The required fields are:
- externalId
- name
- query # Relative path to the file containing the SQL query
- destination # One of: assets, asset_hierarchy, events, timeseries, datapoints, string_datapoints
Note on writing to raw
When writing to RAW tables, you also need to specify type, rawDatabase and rawTable like this in the yaml-file:
destination:
type: raw
rawDatabase: someDatabase
rawTable: someTable
Required field for auth
authentication must be provided.
-
To use API-keys, the API-key to be used in the transformation must be provided with the following syntax:
authentication:
apiKey: ${API_KEY} # Env var as referenced in deploy step
If you want to use separate API-keys for read/write, the following syntax is needed:
authentication:
read:
apiKey: ${READ_API_KEY} # Env var as referenced in deploy step
write:
apiKey: ${WRITE_API_KEY} # Env var as referenced in deploy step
-
To use OIDC auth flow for read/write, the client credentials to be used in the transformation must be provided with the following syntax ( replace scopes with audience if you are using Auth0:
authentication:
tokenUrl: https://login.microsoftonline.com/<my-azure-tenant-id>/oauth2/v2.0/token
scopes:
- https://<my-cluster>.cognitedata.com/.default
cdfProjectName: <my-project-name>
clientId: ${COGNITE_CLIENT_ID} # Env var as referenced in deploy step
clientSecret: ${COGNITE_CLIENT_SECRET} # Env var as referenced in deploy step
If you want to use separate OIDC credentials for read/write, the following syntax is needed:
authentication:
read:
tokenUrl: https://login.microsoftonline.com/<read-azure-tenant-id>/oauth2/v2.0/token
scopes:
- https://<my-cluster>.cognitedata.com/.default
cdfProjectName: <read-project-name>
clientId: ${COGNITE_CLIENT_ID} # Env var as referenced in deploy step
clientSecret: ${COGNITE_CLIENT_SECRET} # Env var as referenced in deploy step
write:
tokenUrl: https://login.microsoftonline.com/<write-azure-tenant-id>/oauth2/v2.0/token
scopes:
- https://<my-cluster>.cognitedata.com/.default
cdfProjectName: <write-project-name>
clientId: ${COGNITE_CLIENT_ID_WRITE} # Env var as referenced in deploy step
clientSecret: ${COGNITE_CLIENT_SECRET_READ} # Env var as referenced in deploy step
The optional fields are:
- shared # Default: true
- schedule # Default: null (no scheduling!)

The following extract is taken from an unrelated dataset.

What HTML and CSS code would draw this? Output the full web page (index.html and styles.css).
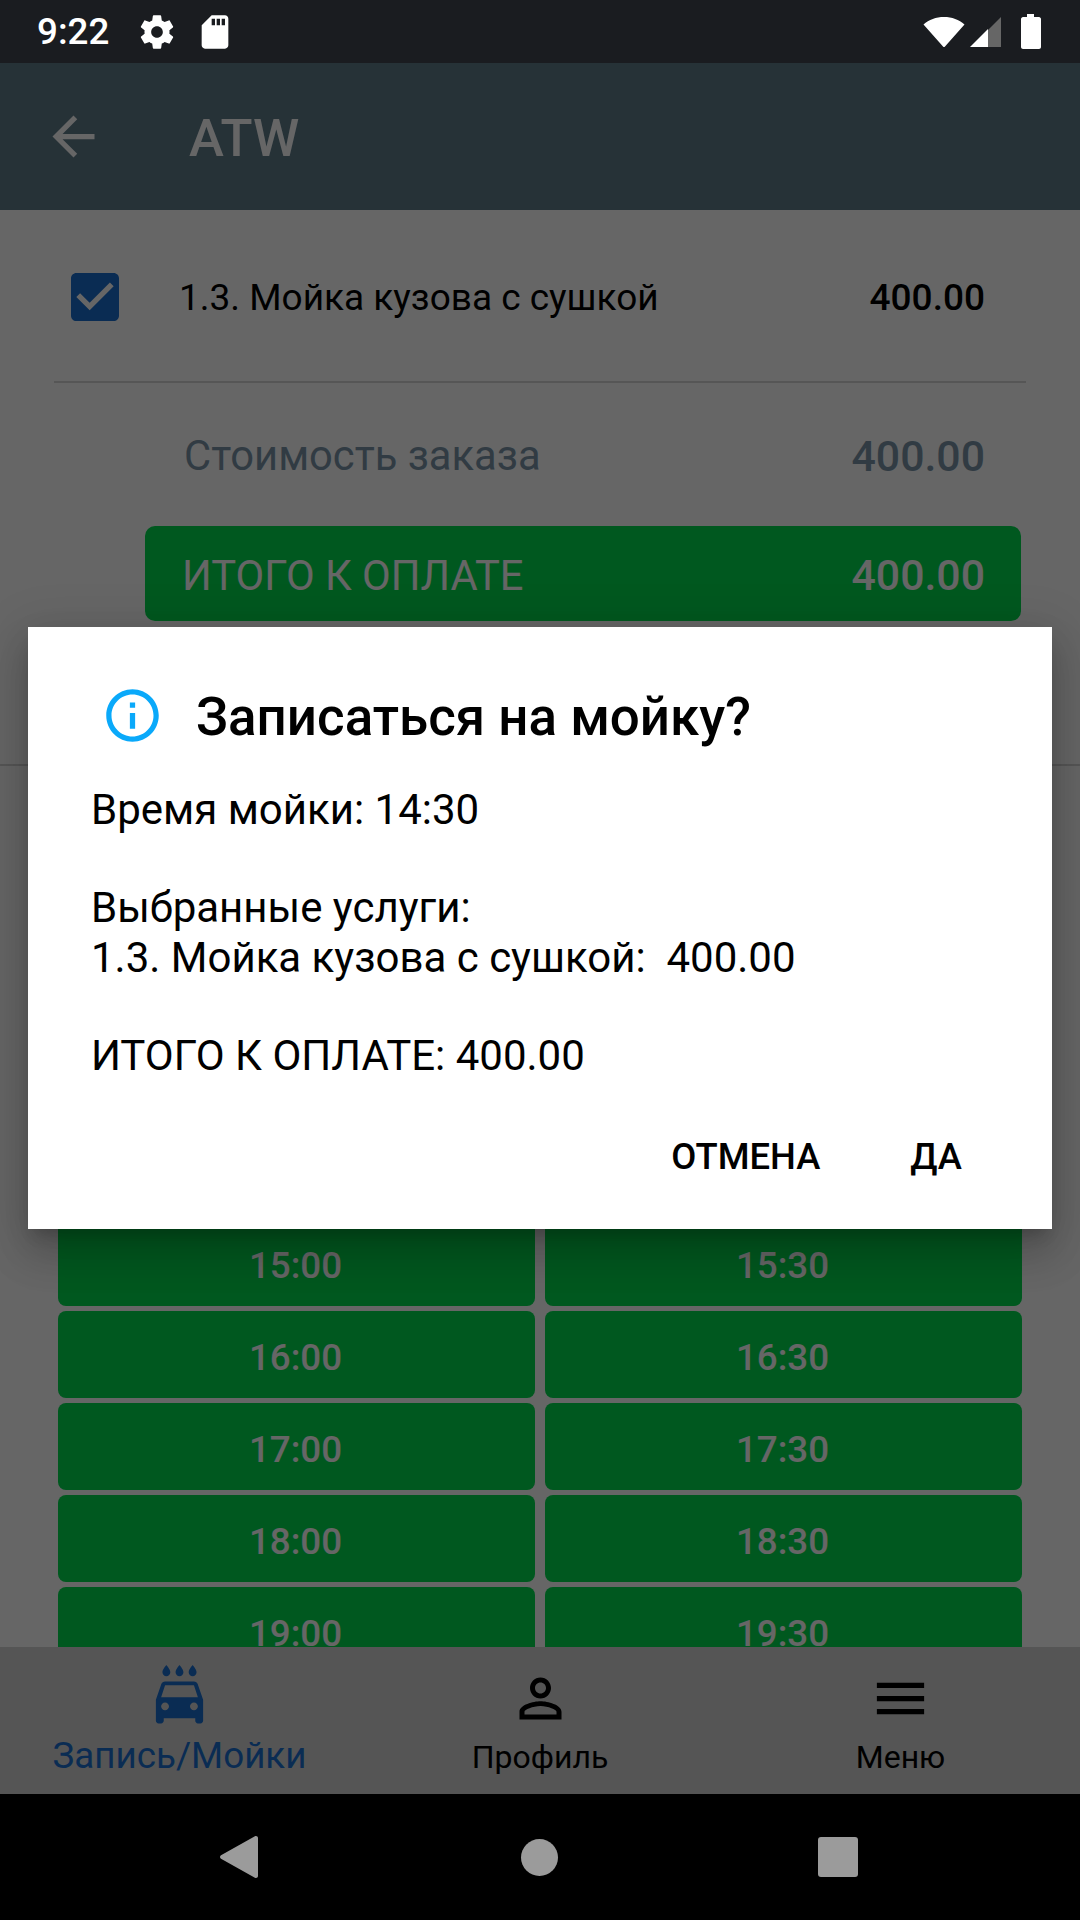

- action # Default: upsert
- notifications # Default: null
- ignoreNullFields # Default: true
Valid values for action:
-
upsert: Create new items, or update existing items if their id or externalId already exists.
-
create: Create new items. The transformation will fail if there are id or externalId conflicts.
-
update: Update existing items. The transformation will fail if an id or externalId does not exist.
-
delete: Delete items by internal id.
Schedule
Gotcha: Since CRON expressions typically use a lot of asterisks, (this fellow: *), you have to wrap your schedule in single quotes (') if it starts with one (asterisk)!
schedule: */2 * * * * # Not valid
schedule: 0/2 * * * * # Valid, but non-standard CRON
schedule: '*/2 * * * *' # Valid
Pre-commit
Although this repository has nothing to do with Python, it contains a configuration file for a very neat pip-installable package, pre-commit. What it does is install some git-hooks that run automatically when you try to commit changes. The repository also has a workflow that runs on all PRs that uses yamllint to verify the .yaml-files. The exact command is: yamllint transformations/, to avoid checking other yaml-files that might be present in the repo.
What these hooks do, is to run a yaml-formatter, then yamllint to verify. Thus, these tools are only meant for your convenience and can be used by running the follwing from the root of the repository:
# Assuming you have python available
pip install pre-commit
pre-commit install
# You can also run all files:
pre-commit run --all-files
This is only needed the first time, for all future commits from this repo, the hooks will run!